They Told Us This Would Happen by Kimmie ElrodThey Told Us This Would Happen by Kimmie Elrod

They Told Us This Would Happen

Kimmie Elrod

Kimmie Elrod

Pete Hegseth was on the Hill today.
It was his first appearance in front of Congress since the war in Iran began nine weeks ago — a war that the President of the United States promised would last only weeks, a war that, according to defense reporting, has burned through approximately $25 billion in munitions, that has no supplemental funding request attached, no articulated strategic endpoint, and that, by the Pentagon’s own admission, has left Iran’s nuclear program in roughly the condition we found it. Hegseth’s response to lawmakers asking reasonable questions was to accuse congressional Democrats and dissenting Republicans of being “reckless, feckless, and defeatist.”
This is coming from the man who has, in just the last several months, fired the Army’s top officer, fired the Navy Secretary, fired the chief of the Army Chaplain Corps, blocked the promotion of four colonels — two of whom are women, two of whom are Black — without public explanation, and limited press engagement during an active war — to outlets the administration finds friendly.
This is the man running the Department of Defense. During a war.
I want to stop here because there is a temptation, when you are watching this in real time, to keep stacking the outrages on top of each other until the volume drowns out the part where you are supposed to feel something. Every day, there is a new cabinet official saying or doing something that, in “normal” times, would end a career and possibly a presidency. And every day we move on, because there is more coming tomorrow.
So instead, today, I am going to take inventory. Not everything. Just enough to see the pattern.
The single largest national security threat to the United States is the executive branch of the United States.
I want to write that more carefully than I usually would, because I do not say it for effect. The biggest adversary the American people face is not Iran. It is not China. It is not Biden. Or Obama. It is not whatever bogeyman is being conjured this week to justify the next emergency power. It is a President and a cabinet who are, by any reasonable measure, wholly unqualified for the offices they occupy, and whose decisions are inflicting damage that will take a generation — at minimum — to repair.

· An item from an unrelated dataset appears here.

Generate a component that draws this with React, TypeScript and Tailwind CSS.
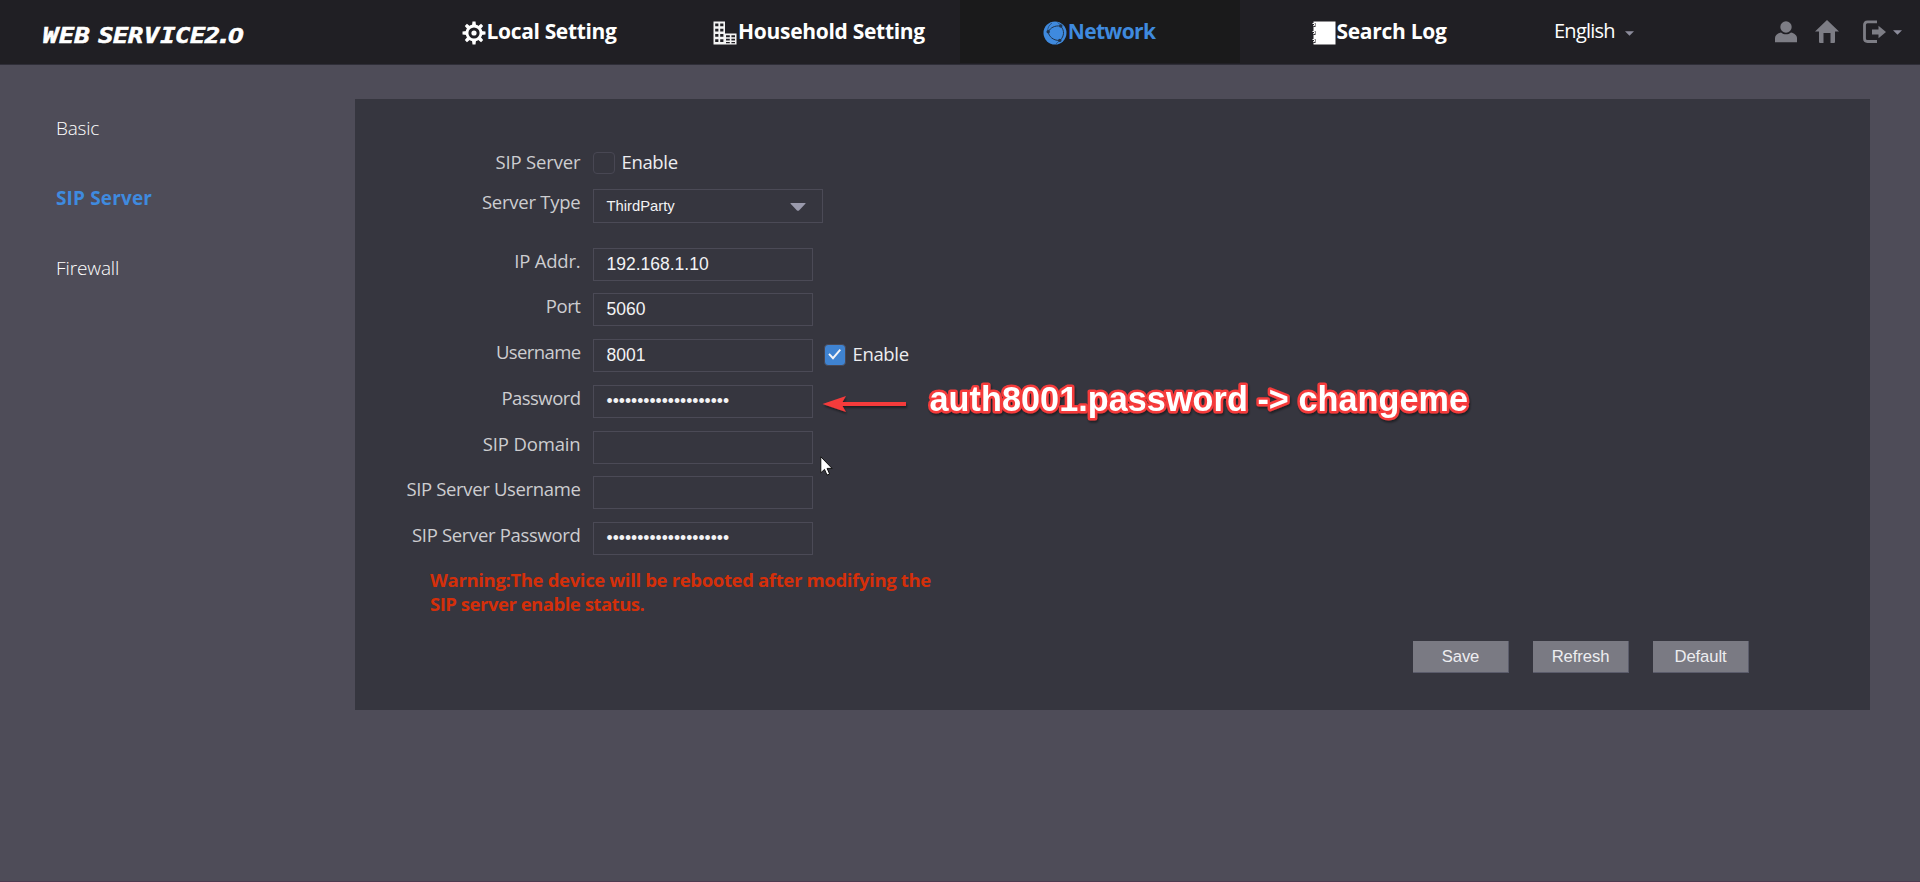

This is the inventory of one year:
The dismantling of independent agencies. The purge of senior military leadership for what increasingly looks like loyalty tests. A war launched without congressional approval, now bumping against the 60-day War Powers deadline that the administration is attempting to ignore. A $1.5 trillion defense budget request — a 50% jump, the largest single-year increase in a generation — submitted by people who have demonstrated, repeatedly, that they cannot be trusted with the budget they already have. Federal immigration agents have used lethal force on civilians — in incidents like Renée Good and Alex Pretti that the public watched unfold in real time. We know Keith Porter was killed. We know multiple people have died in custody. And children, women, and men are still suffering in detention centers. The judiciary is being openly defied. The press is being sorted into approved and unapproved tiers.

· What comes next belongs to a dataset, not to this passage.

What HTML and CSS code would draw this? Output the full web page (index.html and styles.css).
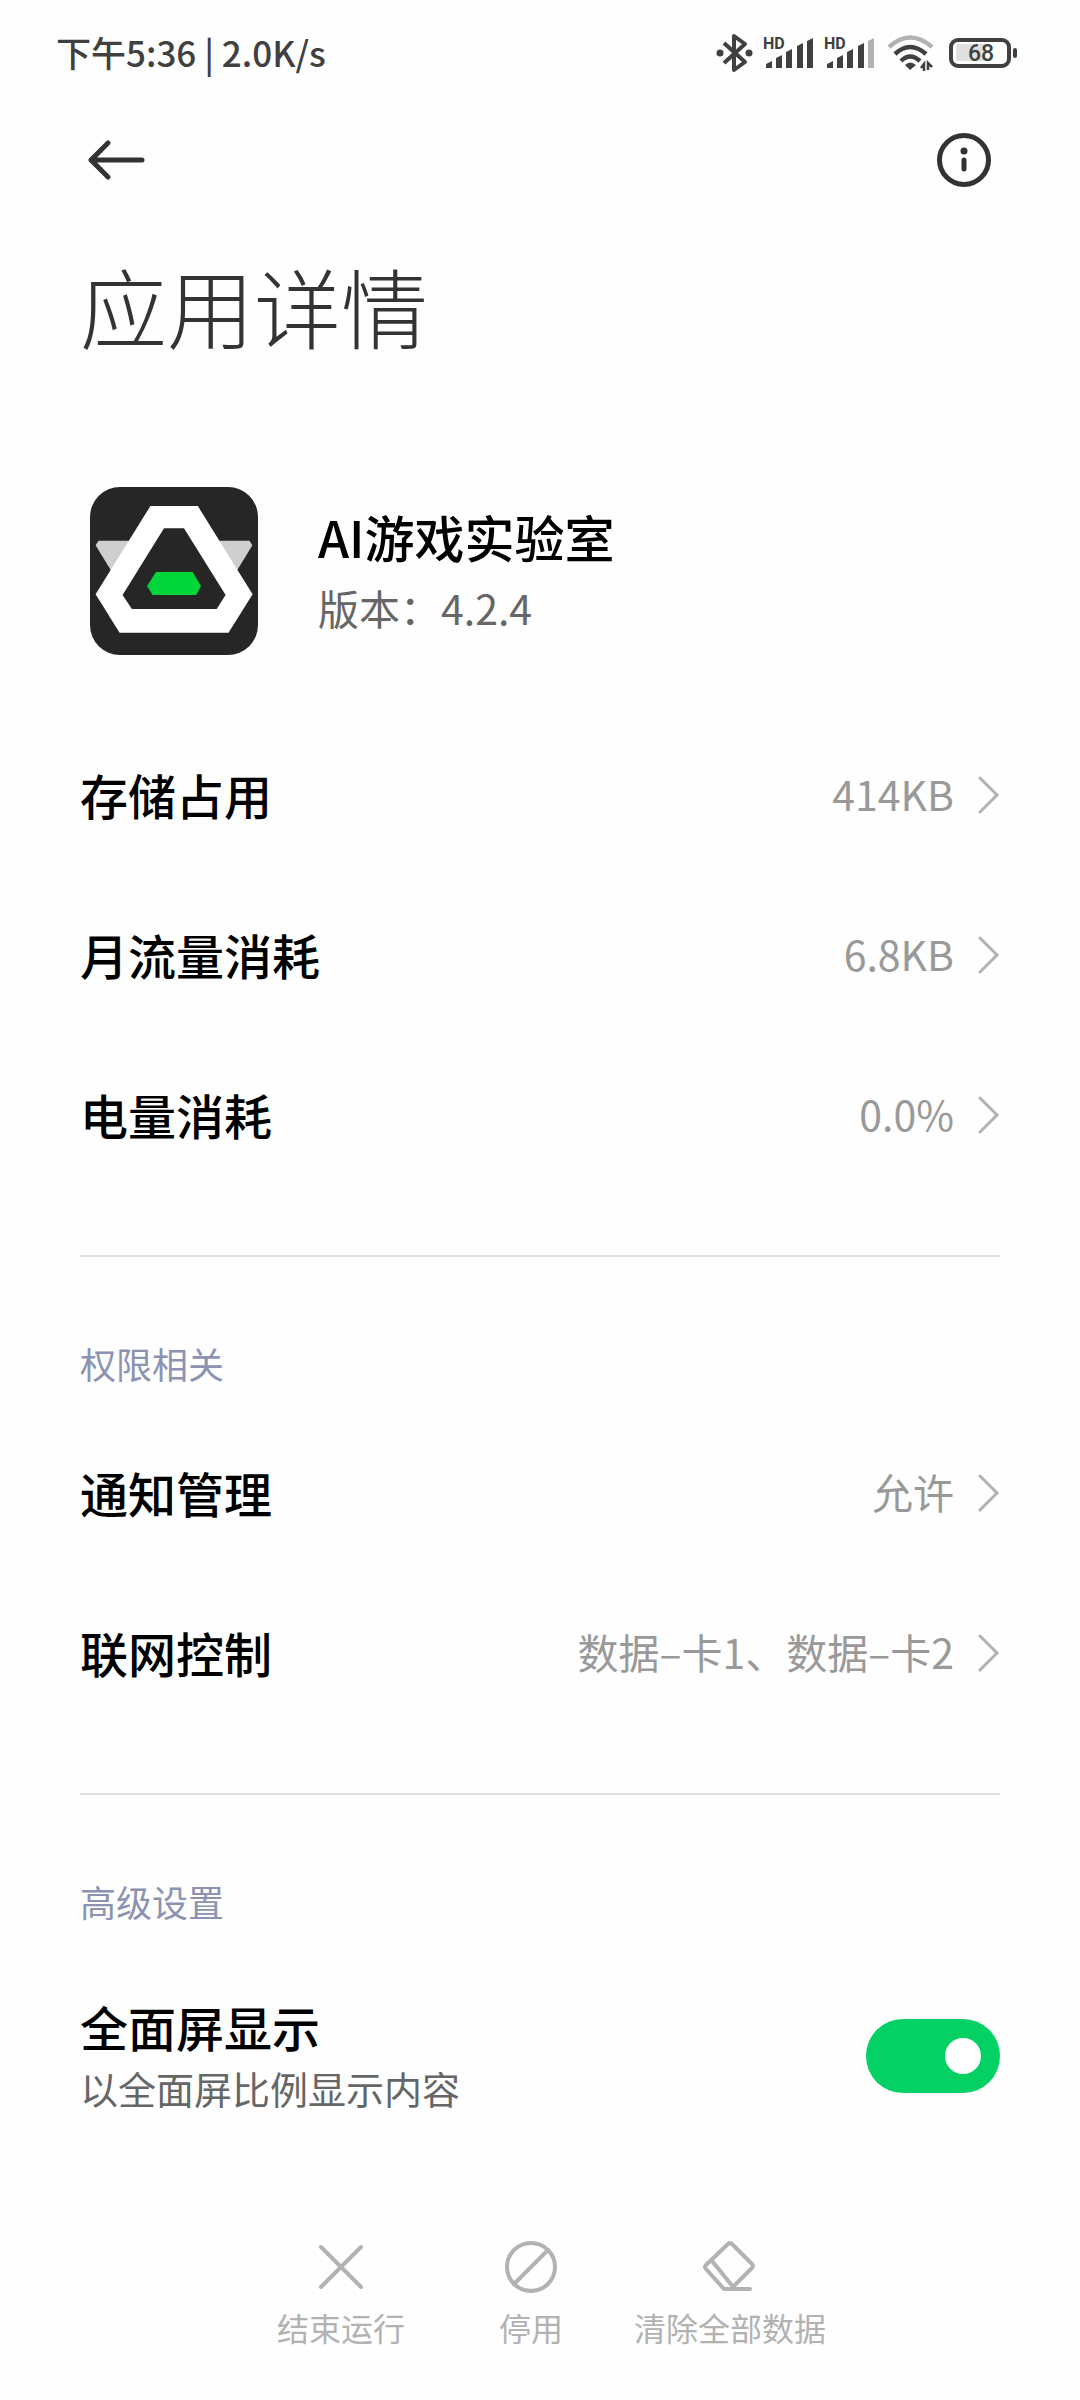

I am leaving things out. You know I am leaving things out. That is the point.
Here is what you need to understand, if nothing else from this essay:
There is a 920-page manual, written by more than 350 people, published by the Heritage Foundation in 2023, distributed openly for two years before the election, and titled Mandate for Leadership: The Conservative Promise. You may know it as Project 2025. The Heritage Foundation spent $22 million preparing the personnel infrastructure for it — a “Conservative LinkedIn” of more than 20,000 vetted candidates, ready to staff the administration “from Day One.” The President spent the campaign claiming he had nothing to do with it. Within four days of his second inauguration, an article by Time found that nearly two-thirds of his executive actions either mirrored or partially mirrored proposals from the document.
As of February of this year, the Center for Progressive Reform’s tracker — one of several independent trackers monitoring this — found that 53% of Project 2025’s domestic administrative agenda had been implemented or initiated in the first twelve months. 283 of 532 specific recommended actions. In one year.

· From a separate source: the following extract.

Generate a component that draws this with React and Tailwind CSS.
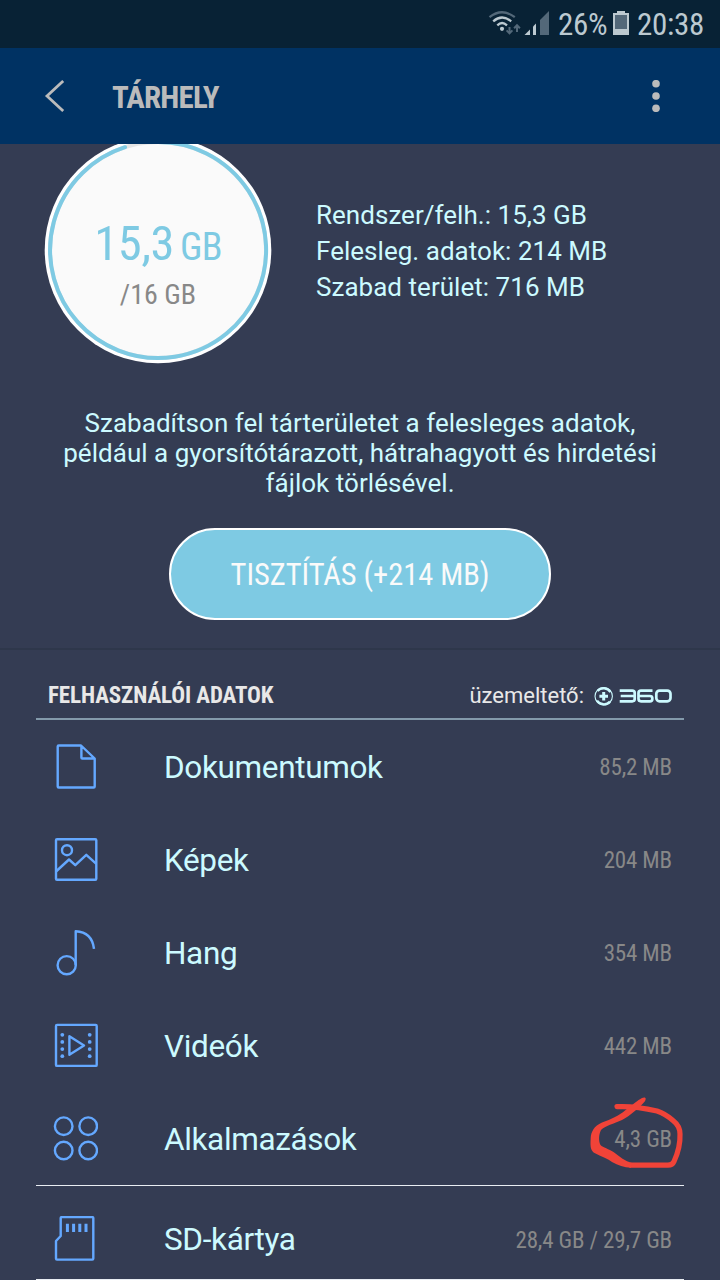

The architects are not advisors. The architects are the building.
Russell Vought, who co-authored the section on the Office of Management and Budget, runs the Office of Management and Budget — the office he himself has called the “nerve center” of executive power. Stephen Miller, who built the immigration enforcement blueprint through his organization America First Legal, sits at the center of the deportation regime. Brendan Carr, who wrote the FCC section, runs the FCC. Pam Bondi, who advocated for Project 2025 before being appointed Attorney General, served as the Justice Department's head until her departure. The list goes on, and that’s the point. Heritage’s own internal saying, recycled from the Reagan years, is “personnel is policy.” They built the personnel apparatus before they wrote the policy. They wrote the policy before there was a candidate. They built the candidate to fit.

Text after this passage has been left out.